James Jordan and Taylor Sheridan are in both 1883 and Yellowstone.

Taylor Sheridan and James Jordan appeared in both 1883 and Yellowstone. James Jordan played a Livestock agent in Yellowstone and then “Cookie” in 1883. Taylor Sheridan, meanwhile, played Travis Wheatley in Yellowstone and Charles Goodnight 1883.

Taylor Sheridan is the writer and creator of both Yellowstone and 1883. Previously, he acted alongside another 1883 star, LaMonica Garrett, in the show Sons of Anarchy. Sheridan has also done film work, having written Hell or High Water, Wind River and Sicario.

Billy Bob Thornton and Sam Elliott Both Starred in “Tombstone.”
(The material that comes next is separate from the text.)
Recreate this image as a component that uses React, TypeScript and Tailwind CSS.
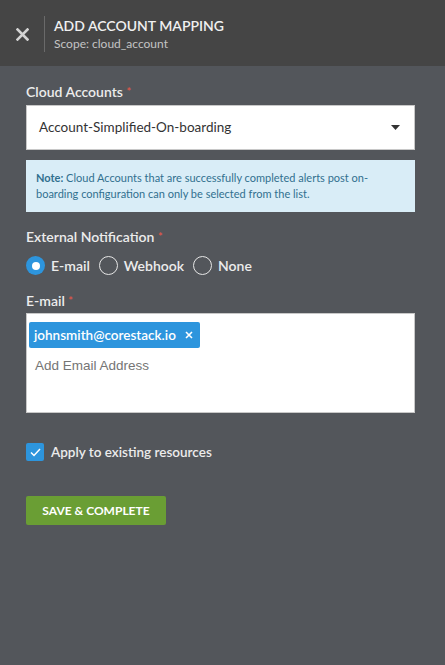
import React from "react"

const font = { fontFamily: "Lato, 'Open Sans', sans-serif" }

function Label({ children }: { children: React.ReactNode }) {
  return (
    <div className="text-[14px] font-semibold text-[#ececec] leading-[18px]">
      {children} <span className="text-[#e0564a] text-[11px] align-top">*</span>
    </div>
  )
}

function Radio({ label, checked }: { label: string; checked?: boolean }) {
  return (
    <label className="flex items-center gap-[6px]">
      {checked ? (
        <span className="w-[19px] h-[19px] rounded-full bg-[#2d95dd] flex items-center justify-center">
          <span className="w-[8px] h-[8px] rounded-full bg-white" />
        </span>
      ) : (
        <span className="w-[19px] h-[19px] rounded-full border border-[#e6e6e6]" />
      )}
      <span className="text-[14px] font-semibold text-[#ececec]">{label}</span>
    </label>
  )
}

export default function App() {
  return (
    <div className="w-[445px] h-[665px] bg-[#53565b] flex flex-col" style={font}>
      {/* Header */}
      <div className="h-[66px] bg-[#454545] flex items-center shrink-0 pt-[2px]">
        <div className="w-[44px] flex justify-center">
          <svg width="13" height="13" viewBox="0 0 13 13">
            <path d="M1.5 1.5 L11.5 11.5 M11.5 1.5 L1.5 11.5" stroke="#d4d4d4" strokeWidth="2.6" strokeLinecap="square" />
          </svg>
        </div>
        <div className="h-[36px] border-l border-[#6a6a6a] pl-[9px] flex flex-col justify-center">
          <div className="text-[14px] font-semibold text-[#f0f0f0] leading-[18px]">ADD ACCOUNT MAPPING</div>
          <div className="text-[12px] text-[#c4c4c4] leading-[16px] mt-[1px]">Scope: cloud_account</div>
        </div>
      </div>

      {/* Body */}
      <div className="pl-[26px] pr-[30px] pt-[17px]">
        <Label>Cloud Accounts</Label>
        <div className="mt-[4px] h-[45px] bg-white border border-[#c8c8c8] flex items-center justify-between pl-[12px] pr-[14px]">
          <span className="text-[13.5px] text-[#333]">Account-Simplified-On-boarding</span>
          <svg width="9" height="5" viewBox="0 0 9 5">
            <path d="M0 0 H9 L4.5 5 Z" fill="#333" />
          </svg>
        </div>
        <div className="mt-[10px] bg-[#d9edf7] px-[10px] py-[10px] text-[11px] leading-[16px] text-[#31708f]">
          <p>
            <b>Note:</b> Cloud Accounts that are successfully completed alerts post on-boarding configuration can only be selected from the list.
          </p>
        </div>

        <div className="mt-[16px]">
          <Label>External Notification</Label>
        </div>
        <div className="mt-[9px] flex items-center gap-[9px]">
          <Radio label="E-mail" checked />
          <Radio label="Webhook" />
          <Radio label="None" />
        </div>

        <div className="mt-[16px]">
          <Label>E-mail</Label>
        </div>
        <div className="mt-[3px] h-[100px] bg-white border border-[#c8c8c8] pt-[8px] px-[2px]">
          <span className="inline-flex items-center h-[26px] bg-[#2d95dd] rounded-[2px] pl-[5px] pr-[7px] gap-[9px]">
            <span className="text-[13.5px] font-semibold text-white">johnsmith@corestack.io</span>
            <svg width="8" height="8" viewBox="0 0 8 8">
              <path d="M1 1 L7 7 M7 1 L1 7" stroke="white" strokeWidth="1.6" />
            </svg>
          </span>
          <div className="mt-[8px] pl-[6px] text-[13.5px] text-[#757575]" style={{ fontFamily: "'Liberation Sans', Arial, sans-serif" }}>
            Add Email Address
          </div>
        </div>

        <div className="mt-[29px] flex items-center gap-[7px]">
          <span className="w-[18px] h-[18px] bg-[#2d95dd] rounded-[2px] flex items-center justify-center">
            <svg width="11" height="9" viewBox="0 0 11 9">
              <path d="M1 4.5 L4 7.5 L10 1" stroke="white" strokeWidth="1.5" fill="none" />
            </svg>
          </span>
          <span className="text-[13.5px] font-semibold text-[#ececec]">Apply to existing resources</span>
        </div>

        <button className="mt-[34px] h-[29px] w-[140px] bg-[#6a9e34] rounded-[2px] text-white text-[12px] font-bold">
          SAVE &amp; COMPLETE
        </button>
      </div>
    </div>
  )
}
Billy Bob Thorton and Sam Elliot who both appear in 1883, also appeared in the 1993 film Tombstone. Sam Elliot, who plays Shea Brennan on 1883, plays Virgil Earp in Tombstone. Meanwhile, Billy Bob Thorton, who plays Courtright, plays Johnny Tyler in Tombstone.

Tombstone, of course, is about the famous historic town and the Earp brothers as they try to enforce the law in the corrupted town, driving out the gang called the Cowboys. Forrie J. Smith who also appeared in Tombstone, is listed in the cast as Pony Deal, and stars in Yellowstone as Lloyd Pierce.

This was Tim McGraw’s and Billy Bob Thorton’s second collaboration.

1883 marks the second collaboration between Tim McGraw and Billy Bob Thorton. Previously they both appeared in the film Friday Night Lights. The sports drama follows a coach and his high school football team in Odessa. It was based on the book Friday Night Lights: A Town, a Team, and a Dream.

The film had a budget of $30 million and earned over $60 million at the box office. It was also a success with critics. Tim McGraw, a famous country music singer, played Charles Billingsley, the father of one of the players and central characters, Donny Billingsley. Billy Bob Thorton played Coach Gary Gaines.